Risk managers should also understand the exposure to their supply chain represented by having a significant amount of cargo at sea at one time on one vessel.

“I’m not sure people are up to speed with this,” says Daniel Desjardins, senior director, global risk management and insurance at planes and trains manufacturer Bombardier. “I know that [Bombardier is], because we have had some new manufacturing challenges that have drawn us to look at it, and the size of these ships and the amount of cargo they can carry are frightening. These ships are big, but there are no ships of a sufficient size yet to load them, so it is important to consider the number of barges required to get the cargo on board. It is vital to look at loss prevention.”

In addition, because these ships require a deep water berth and can therefore use only certain ports, firms can face another inland leg. This creates an additional exposure.

“The schedules of shipping mean goods and containers are coming into fewer centres, which means concentration at those sites,” says Leeman. “If something happens at sea, and the [ships] need to get to port, they might have a long trip as a suitable port could be some distance away.

“In addition, there are changes in the harbour. Even competitors firms often co-operate to hire sites in ports and, instead of three or four sites, they rent one. This means that all the haulage operators that service these sites are all concentrated as well, which creates new risk. This situation is made worse because more and more [cargo] is going by road because it is cheaper.”

Desjardins says: “The issue has led us to do a real deep dive into our operations to look at not only the risk posed by our goods while on board, but while travelling to port and from the port on the other side towards their ultimate destination… It is vital to know what is going on and structure policies accordingly.”

General complex average

One area of particular concern for everyone is the rise in the number of complex general average (GA) claims associated with bigger vessels. “It is important that risk managers look at their exposure to this risk in a careful way,” says Cristiano Cavalieri D’Oro, marine claim supervisor at ACE Italy.
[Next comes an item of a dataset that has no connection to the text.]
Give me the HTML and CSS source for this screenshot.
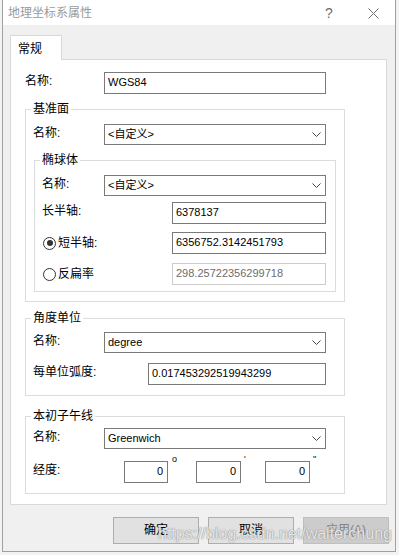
FILE: index.html
```html
<!DOCTYPE html>
<html lang="zh-CN">
<head>
    <meta charset="UTF-8">
    <title>地理坐标系属性</title>
    <link rel="stylesheet" href="styles.css">
</head>
<body>
    <div class="dialog">
        <!-- Title bar -->
        <div class="titlebar">
            <span class="title">地理坐标系属性</span>
            <span class="help">?</span>
            <span class="close">
                <svg width="11" height="11" viewBox="0 0 11 11"><path d="M0.5 0.5 L10.5 10.5 M10.5 0.5 L0.5 10.5" stroke="#6e6e6e" stroke-width="1" fill="none"/></svg>
            </span>
        </div>

        <div class="content">
            <div class="tabs">
                <div class="tab">常规</div>
            </div>

            <div class="page">
                <div class="row name-row">
                    <span class="lbl">名称:</span>
                    <div class="textbox wide">WGS84</div>
                </div>

                <!-- 基准面 -->
                <fieldset class="group datum">
                    <legend>基准面</legend>
                    <div class="row">
                        <span class="lbl">名称:</span>
                        <div class="combo"><span>&lt;自定义&gt;</span><svg width="9" height="5" viewBox="0 0 9 5"><path d="M0.5 0.5 L4.5 4.5 L8.5 0.5" stroke="#444" fill="none"/></svg></div>
                    </div>

                    <fieldset class="group sphere">
                        <legend>椭球体</legend>
                        <div class="row">
                            <span class="lbl">名称:</span>
                            <div class="combo"><span>&lt;自定义&gt;</span><svg width="9" height="5" viewBox="0 0 9 5"><path d="M0.5 0.5 L4.5 4.5 L8.5 0.5" stroke="#444" fill="none"/></svg></div>
                        </div>
                        <div class="row major-row">
                            <span class="lbl">长半轴:</span>
                            <div class="textbox axis">6378137</div>
                        </div>
                        <div class="row radio-row minor-row">
                            <span class="opt"><span class="radio checked"></span>短半轴:</span>
                            <div class="textbox axis">6356752.3142451793</div>
                        </div>
                        <div class="row radio-row flat-row">
                            <span class="opt"><span class="radio"></span>反扁率</span>
                            <div class="textbox axis disabled">298.25722356299718</div>
                        </div>
                    </fieldset>
                </fieldset>

                <!-- 角度单位 -->
                <fieldset class="group unit">
                    <legend>角度单位</legend>
                    <div class="row">
                        <span class="lbl">名称:</span>
                        <div class="combo"><span>degree</span><svg width="9" height="5" viewBox="0 0 9 5"><path d="M0.5 0.5 L4.5 4.5 L8.5 0.5" stroke="#444" fill="none"/></svg></div>
                    </div>
                    <div class="row radian-row">
                        <span class="lbl">每单位弧度:</span>
                        <div class="textbox radian">0.017453292519943299</div>
                    </div>
                </fieldset>

                <!-- 本初子午线 -->
                <fieldset class="group meridian">
                    <legend>本初子午线</legend>
                    <div class="row">
                        <span class="lbl">名称:</span>
                        <div class="combo"><span>Greenwich</span><svg width="9" height="5" viewBox="0 0 9 5"><path d="M0.5 0.5 L4.5 4.5 L8.5 0.5" stroke="#444" fill="none"/></svg></div>
                    </div>
                    <div class="row lon-row">
                        <span class="lbl">经度:</span>
                        <div class="textbox num deg">0</div><span class="mark deg-mark">o</span>
                        <div class="textbox num">0</div><span class="mark min-mark">'</span>
                        <div class="textbox num">0</div><span class="mark">"</span>
                    </div>
                </fieldset>
            </div>

            <div class="buttons">
                <div class="btn">确定</div>
                <div class="btn">取消</div>
                <div class="btn disabled">应用(A)</div>
            </div>
        </div>

        <div class="watermark">https://blog.csdn.net/walterchung</div>
    </div>
</body>
</html>
```

FILE: styles.css
```css
* {
    box-sizing: border-box;
}

body {
    margin: 0;
    background: #f3f3f3;
    font-family: "Liberation Sans", "Noto Sans CJK SC", sans-serif;
    font-size: 12px;
    color: #000;
}

/* Dialog window */
.dialog {
    position: relative;
    width: 394px;
    height: 552px;
    margin-left: 2px;
    background: #f0f0f0;
    border: 1px solid #a0a0a0;
    border-top: none;
}

.titlebar {
    height: 25px;
    background: #fff;
    display: flex;
    align-items: center;
}

.title {
    padding-left: 5px;
    color: #9a9a9a;
    line-height: 16px;
}

.help {
    margin-left: auto;
    width: 8px;
    color: #6e6e6e;
    font-size: 14px;
    line-height: 16px;
}

.close {
    display: flex;
    margin: 1px 16px 0 35px;
}

.content {
    padding: 10px 0 0 7px;
}

/* Tab */
.tab {
    position: relative;
    z-index: 1;
    width: 52px;
    height: 25px;
    margin-bottom: -1px;
    padding: 5px 0 0 7px;
    background: #fff;
    border: 1px solid #d9d9d9;
    border-bottom: none;
    line-height: 16px;
}

.page {
    width: 377px;
    height: 446px;
    padding: 12px 0 0 14px;
    background: #fff;
    border: 1px solid #d9d9d9;
}

/* Rows */
.row {
    display: flex;
    align-items: flex-start;
}

.lbl {
    flex: none;
    padding-top: 1px;
    line-height: 16px;
}

.name-row .lbl {
    width: 79px;
}

.textbox {
    height: 22px;
    padding: 0 3px;
    background: #fff;
    border: 1px solid #7a7a7a;
    font-size: 11px;
    line-height: 19px;
    white-space: nowrap;
}

.textbox.wide {
    width: 222px;
}

.textbox.disabled {
    border-color: #cccccc;
    color: #6d6d6d;
}

.combo {
    width: 222px;
    height: 21px;
    padding: 1px 0 0 3px;
    display: flex;
    align-items: flex-start;
    justify-content: space-between;
    background: #fff;
    border: 1px solid #7a7a7a;
    font-size: 11px;
    line-height: 16px;
}

.combo svg {
    margin: 6px 4px 0 0;
}

/* Group boxes */
.group {
    margin: 0;
    min-width: 0;
    border: 1px solid #dcdcdc;
}

.group legend {
    margin-left: -2px;
    padding: 0 2px;
    line-height: 16px;
}

.datum {
    width: 320px;
    margin-top: 7px;
    padding: 7px 0 9px 7px;
}

.datum > .row .lbl,
.unit > .row .lbl,
.meridian > .row .lbl {
    width: 71px;
}

.sphere {
    width: 302px;
    margin: 7px 0 0 1px;
    padding: 7px 0 6px 7px;
}

.sphere .lbl {
    width: 62px;
}

.sphere .major-row {
    margin-top: 6px;
}

.sphere .major-row .lbl {
    width: 130px;
}

.textbox.axis {
    width: 154px;
}

.radio-row {
    align-items: center;
}

.minor-row {
    margin-top: 8px;
}

.flat-row {
    margin-top: 9px;
}

.opt {
    width: 130px;
    display: flex;
    align-items: center;
    gap: 2px;
    padding-left: 1px;
    line-height: 16px;
}

.radio {
    position: relative;
    width: 13px;
    height: 13px;
    border: 1px solid #333;
    border-radius: 50%;
    background: #fff;
}

.radio.checked::after {
    content: "";
    position: absolute;
    left: 2.5px;
    top: 2.5px;
    width: 6px;
    height: 6px;
    border-radius: 50%;
    background: #333;
}

.unit {
    width: 320px;
    margin-top: 8px;
    padding: 6px 0 10px 7px;
}

.radian-row {
    margin-top: 10px;
}

.radian-row .lbl {
    width: 115px !important;
}

.textbox.radian {
    width: 178px;
}

.meridian {
    width: 320px;
    margin-top: 12px;
    padding: 4px 0 10px 7px;
}

.lon-row {
    margin-top: 12px;
}

.lon-row .lbl {
    width: 91px !important;
}

.textbox.num {
    width: 45px;
    padding-right: 4px;
    text-align: right;
}

.textbox.num.deg {
    width: 44px;
}

.mark {
    margin-top: -6px;
    padding-left: 3px;
    width: 24px;
    font-size: 9px;
    line-height: 9px;
}

.mark.deg-mark {
    width: 28px;
    padding-left: 4px;
}

/* Buttons */
.buttons {
    display: flex;
    gap: 9px;
    margin: 12px 0 0 103px;
}

.btn {
    width: 86px;
    height: 27px;
    background: #e1e1e1;
    border: 1px solid #adadad;
    text-align: center;
    line-height: 25px;
}

.btn.disabled {
    background: #cccccc;
    border-color: #bfbfbf;
    color: #838383;
}

/* csdn watermark over the buttons */
.watermark {
    position: absolute;
    left: 155px;
    top: 525px;
    font-size: 16px;
    line-height: 18px;
    color: rgba(255, 255, 255, 0.8);
    text-shadow: 0 0 1px #8a8a8a, 0 0 1px #8a8a8a;
    white-space: nowrap;
}
```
“A GA is a loss that arises from the voluntary sacrifice of part of a ship or cargo to save the residue of the ship or cargo or from extraordinary expenses incurred in protecting the interests involved under pressure of a common risk and that is shared proportionally by all parties concerned. When the vessel docks, the master refuses to release [an owner’s] cargo until it has paid towards the GA, which is why a marine cargo policy is necessary to take care of this. Then, [the owner’s] insurer will release a guarantee and it will receive its cargo. Otherwise, it will need to pay cash to take possession of its goods. In addition, many lawyers can become involved to resolve who pays what, which can be expensive.

“However, with the right insurance, again this [problem does not arise]. The owner gets its cargo and the insurer takes over.”